* BEGIN COLLECTED MATERIAL *

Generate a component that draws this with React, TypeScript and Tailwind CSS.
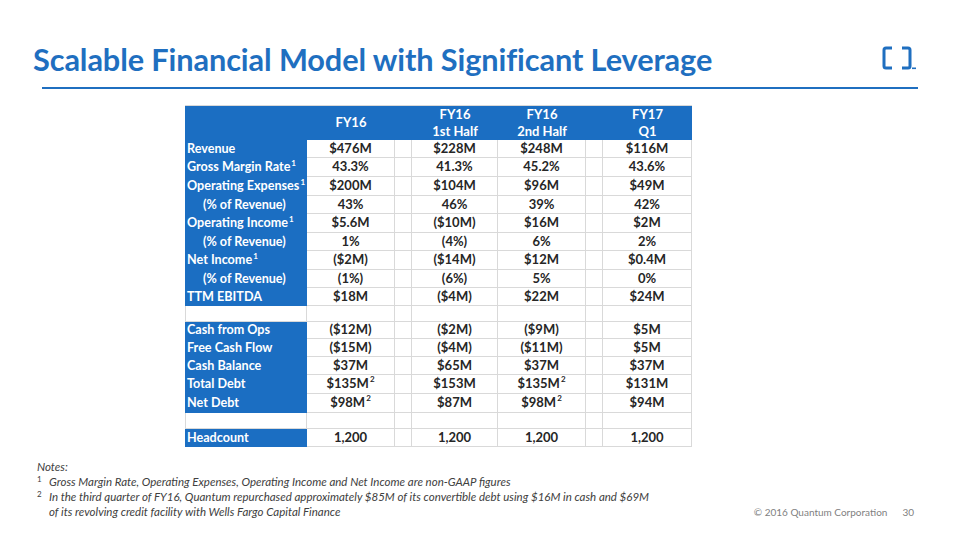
import React from "react";

type Row = {
  label: string;
  sup?: string;
  indent?: boolean;
  blank?: boolean;
  h: number;
  vals?: [string, string, string, string];
  vsup?: [string?, string?, string?, string?];
};

const rows: Row[] = [
  { label: "Revenue", h: 18, vals: ["$476M", "$228M", "$248M", "$116M"] },
  { label: "Gross Margin Rate", sup: "1", h: 19, vals: ["43.3%", "41.3%", "45.2%", "43.6%"] },
  { label: "Operating Expenses", sup: "1", h: 19, vals: ["$200M", "$104M", "$96M", "$49M"] },
  { label: "(% of Revenue)", indent: true, h: 18, vals: ["43%", "46%", "39%", "42%"] },
  { label: "Operating Income", sup: "1", h: 19, vals: ["$5.6M", "($10M)", "$16M", "$2M"] },
  { label: "(% of Revenue)", indent: true, h: 18, vals: ["1%", "(4%)", "6%", "2%"] },
  { label: "Net Income", sup: "1", h: 19, vals: ["($2M)", "($14M)", "$12M", "$0.4M"] },
  { label: "(% of Revenue)", indent: true, h: 18, vals: ["(1%)", "(6%)", "5%", "0%"] },
  { label: "TTM EBITDA", h: 18, vals: ["$18M", "($4M)", "$22M", "$24M"] },
  { label: "", blank: true, h: 16 },
  { label: "Cash from Ops", h: 17, vals: ["($12M)", "($2M)", "($9M)", "$5M"] },
  { label: "Free Cash Flow", h: 18, vals: ["($15M)", "($4M)", "($11M)", "$5M"] },
  { label: "Cash Balance", h: 18, vals: ["$37M", "$65M", "$37M", "$37M"] },
  { label: "Total Debt", h: 19, vals: ["$135M", "$153M", "$135M", "$131M"], vsup: ["2", undefined, "2", undefined] },
  { label: "Net Debt", h: 19, vals: ["$98M", "$87M", "$98M", "$94M"], vsup: ["2", undefined, "2", undefined] },
  { label: "", blank: true, h: 16 },
  { label: "Headcount", h: 18, vals: ["1,200", "1,200", "1,200", "1,200"] },
];

const font = { fontFamily: "Lato, 'Open Sans', sans-serif" };

function Cell({ v, s, w }: { v?: string; s?: string; w: string }) {
  return (
    <div className={`${w} flex items-center justify-center whitespace-nowrap border-r border-b border-[#d9d9d9] text-[13px] font-bold text-[#262626]`}>
      {v}
      {s && <sup className="text-[8px] -top-[5px] ml-[1px]">{s}</sup>}
    </div>
  );
}

function Spacer() {
  return <div className="w-[17px] border-r border-b border-[#d9d9d9]" />;
}

export default function App() {
  return (
    <div className="w-[960px] h-[540px] bg-white relative overflow-hidden flex flex-col" style={font}>
      {/* Title */}
      <div className="flex items-end justify-between pl-[33px] pr-[42px] pt-[40px] h-[84px]">
        <h1 className="text-[30.7px] leading-[36px] font-bold text-[#1f6fc0] tracking-[-0.1px] mb-[6px]">
          Scalable Financial Model with Significant Leverage
        </h1>
        <svg width="36" height="24" viewBox="0 0 36 24" className="mb-[14px]">
          <path d="M10 2 H4 Q2 2 2 4 V20 Q2 22 4 22 H10" fill="none" stroke="#1f6fc0" strokeWidth="3" />
          <path d="M20 2 H26 Q28 2 28 4 V20 Q28 22 26 22 H20" fill="none" stroke="#1f6fc0" strokeWidth="3" />
          <rect x="30" y="21.5" width="4" height="1.6" fill="#1f6fc0" />
        </svg>
      </div>
      <div className="ml-[42px] w-[876px] h-[2px] bg-[#1f6fc0] mt-[3px]" />

      {/* Table */}
      <div className="ml-[185px] mt-[16px] w-[507px] flex flex-col border-t border-[#d9d9d9]">
        {/* header */}
        <div className="flex h-[34px] bg-[#1b6ec2] text-white font-bold text-[13px]">
          <div className="w-[122px]" />
          <div className="w-[88px] flex items-center justify-center">FY16</div>
          <div className="w-[17px]" />
          <div className="w-[86px] flex flex-col items-center justify-center leading-[17px]">
            <span>FY16</span>
            <span>1st Half</span>
          </div>
          <div className="w-[88px] flex flex-col items-center justify-center leading-[17px]">
            <span>FY16</span>
            <span>2nd Half</span>
          </div>
          <div className="w-[17px]" />
          <div className="w-[89px] flex flex-col items-center justify-center leading-[17px]">
            <span>FY17</span>
            <span>Q1</span>
          </div>
        </div>
        {rows.map((r, i) => (
          <div key={i} className="flex" style={{ height: r.h }}>
            <div
              className={`w-[122px] flex items-center whitespace-nowrap text-[12.6px] font-bold text-white ${
                r.blank ? "bg-white border-b border-r border-l border-[#d9d9d9]" : "bg-[#1b6ec2]"
              } ${r.indent ? "pl-[18px]" : "pl-[2px]"}`}
            >
              {r.label}
              {r.sup && <sup className="text-[8px] -top-[5px] ml-[1px]">{r.sup}</sup>}
            </div>
            <Cell w="w-[88px]" v={r.vals?.[0]} s={r.vsup?.[0]} />
            <Spacer />
            <Cell w="w-[86px]" v={r.vals?.[1]} s={r.vsup?.[1]} />
            <Cell w="w-[88px]" v={r.vals?.[2]} s={r.vsup?.[2]} />
            <Spacer />
            <Cell w="w-[89px]" v={r.vals?.[3]} s={r.vsup?.[3]} />
          </div>
        ))}
      </div>

      {/* Notes */}
      <div className="ml-[37px] mt-[12px] text-[11.5px] leading-[15px] italic text-[#404040]">
        <div>Notes:</div>
        <div className="flex">
          <span className="w-[12px] text-[8px] not-italic leading-[10px]">1</span>
          <span>Gross Margin Rate, Operating Expenses, Operating Income and Net Income are non-GAAP figures</span>
        </div>
        <div className="flex">
          <span className="w-[12px] text-[8px] not-italic leading-[10px]">2</span>
          <span>
            In the third quarter of FY16, Quantum repurchased approximately $85M of its convertible debt using $16M in cash and $69M
            <br />
            of its revolving credit facility with Wells Fargo Capital Finance
          </span>
        </div>
      </div>

      {/* Footer */}
      <div className="absolute right-[46px] bottom-[20px] flex gap-[15px] text-[10px] text-[#7f7f7f]">
        <span>© 2016 Quantum Corporation</span>
        <span>30</span>
      </div>
    </div>
  );
}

* END COLLECTED MATERIAL *

▶ **TASK GOAL**:
Take the data above and repeat it exactly, leaving each picture out.

▶ **CORRECT OUTPUT**:
Generate a component that draws this with React, TypeScript and Tailwind CSS.
import React from "react";

type Row = {
  label: string;
  sup?: string;
  indent?: boolean;
  blank?: boolean;
  h: number;
  vals?: [string, string, string, string];
  vsup?: [string?, string?, string?, string?];
};

const rows: Row[] = [
  { label: "Revenue", h: 18, vals: ["$476M", "$228M", "$248M", "$116M"] },
  { label: "Gross Margin Rate", sup: "1", h: 19, vals: ["43.3%", "41.3%", "45.2%", "43.6%"] },
  { label: "Operating Expenses", sup: "1", h: 19, vals: ["$200M", "$104M", "$96M", "$49M"] },
  { label: "(% of Revenue)", indent: true, h: 18, vals: ["43%", "46%", "39%", "42%"] },
  { label: "Operating Income", sup: "1", h: 19, vals: ["$5.6M", "($10M)", "$16M", "$2M"] },
  { label: "(% of Revenue)", indent: true, h: 18, vals: ["1%", "(4%)", "6%", "2%"] },
  { label: "Net Income", sup: "1", h: 19, vals: ["($2M)", "($14M)", "$12M", "$0.4M"] },
  { label: "(% of Revenue)", indent: true, h: 18, vals: ["(1%)", "(6%)", "5%", "0%"] },
  { label: "TTM EBITDA", h: 18, vals: ["$18M", "($4M)", "$22M", "$24M"] },
  { label: "", blank: true, h: 16 },
  { label: "Cash from Ops", h: 17, vals: ["($12M)", "($2M)", "($9M)", "$5M"] },
  { label: "Free Cash Flow", h: 18, vals: ["($15M)", "($4M)", "($11M)", "$5M"] },
  { label: "Cash Balance", h: 18, vals: ["$37M", "$65M", "$37M", "$37M"] },
  { label: "Total Debt", h: 19, vals: ["$135M", "$153M", "$135M", "$131M"], vsup: ["2", undefined, "2", undefined] },
  { label: "Net Debt", h: 19, vals: ["$98M", "$87M", "$98M", "$94M"], vsup: ["2", undefined, "2", undefined] },
  { label: "", blank: true, h: 16 },
  { label: "Headcount", h: 18, vals: ["1,200", "1,200", "1,200", "1,200"] },
];

const font = { fontFamily: "Lato, 'Open Sans', sans-serif" };

function Cell({ v, s, w }: { v?: string; s?: string; w: string }) {
  return (
    <div className={`${w} flex items-center justify-center whitespace-nowrap border-r border-b border-[#d9d9d9] text-[13px] font-bold text-[#262626]`}>
      {v}
      {s && <sup className="text-[8px] -top-[5px] ml-[1px]">{s}</sup>}
    </div>
  );
}

function Spacer() {
  return <div className="w-[17px] border-r border-b border-[#d9d9d9]" />;
}

export default function App() {
  return (
    <div className="w-[960px] h-[540px] bg-white relative overflow-hidden flex flex-col" style={font}>
      {/* Title */}
      <div className="flex items-end justify-between pl-[33px] pr-[42px] pt-[40px] h-[84px]">
        <h1 className="text-[30.7px] leading-[36px] font-bold text-[#1f6fc0] tracking-[-0.1px] mb-[6px]">
          Scalable Financial Model with Significant Leverage
        </h1>
        <svg width="36" height="24" viewBox="0 0 36 24" className="mb-[14px]">
          <path d="M10 2 H4 Q2 2 2 4 V20 Q2 22 4 22 H10" fill="none" stroke="#1f6fc0" strokeWidth="3" />
          <path d="M20 2 H26 Q28 2 28 4 V20 Q28 22 26 22 H20" fill="none" stroke="#1f6fc0" strokeWidth="3" />
          <rect x="30" y="21.5" width="4" height="1.6" fill="#1f6fc0" />
        </svg>
      </div>
      <div className="ml-[42px] w-[876px] h-[2px] bg-[#1f6fc0] mt-[3px]" />

      {/* Table */}
      <div className="ml-[185px] mt-[16px] w-[507px] flex flex-col border-t border-[#d9d9d9]">
        {/* header */}
        <div className="flex h-[34px] bg-[#1b6ec2] text-white font-bold text-[13px]">
          <div className="w-[122px]" />
          <div className="w-[88px] flex items-center justify-center">FY16</div>
          <div className="w-[17px]" />
          <div className="w-[86px] flex flex-col items-center justify-center leading-[17px]">
            <span>FY16</span>
            <span>1st Half</span>
          </div>
          <div className="w-[88px] flex flex-col items-center justify-center leading-[17px]">
            <span>FY16</span>
            <span>2nd Half</span>
          </div>
          <div className="w-[17px]" />
          <div className="w-[89px] flex flex-col items-center justify-center leading-[17px]">
            <span>FY17</span>
            <span>Q1</span>
          </div>
        </div>
        {rows.map((r, i) => (
          <div key={i} className="flex" style={{ height: r.h }}>
            <div
              className={`w-[122px] flex items-center whitespace-nowrap text-[12.6px] font-bold text-white ${
                r.blank ? "bg-white border-b border-r border-l border-[#d9d9d9]" : "bg-[#1b6ec2]"
              } ${r.indent ? "pl-[18px]" : "pl-[2px]"}`}
            >
              {r.label}
              {r.sup && <sup className="text-[8px] -top-[5px] ml-[1px]">{r.sup}</sup>}
            </div>
            <Cell w="w-[88px]" v={r.vals?.[0]} s={r.vsup?.[0]} />
            <Spacer />
            <Cell w="w-[86px]" v={r.vals?.[1]} s={r.vsup?.[1]} />
            <Cell w="w-[88px]" v={r.vals?.[2]} s={r.vsup?.[2]} />
            <Spacer />
            <Cell w="w-[89px]" v={r.vals?.[3]} s={r.vsup?.[3]} />
          </div>
        ))}
      </div>

      {/* Notes */}
      <div className="ml-[37px] mt-[12px] text-[11.5px] leading-[15px] italic text-[#404040]">
        <div>Notes:</div>
        <div className="flex">
          <span className="w-[12px] text-[8px] not-italic leading-[10px]">1</span>
          <span>Gross Margin Rate, Operating Expenses, Operating Income and Net Income are non-GAAP figures</span>
        </div>
        <div className="flex">
          <span className="w-[12px] text-[8px] not-italic leading-[10px]">2</span>
          <span>
            In the third quarter of FY16, Quantum repurchased approximately $85M of its convertible debt using $16M in cash and $69M
            <br />
            of its revolving credit facility with Wells Fargo Capital Finance
          </span>
        </div>
      </div>

      {/* Footer */}
      <div className="absolute right-[46px] bottom-[20px] flex gap-[15px] text-[10px] text-[#7f7f7f]">
        <span>© 2016 Quantum Corporation</span>
        <span>30</span>
      </div>
    </div>
  );
}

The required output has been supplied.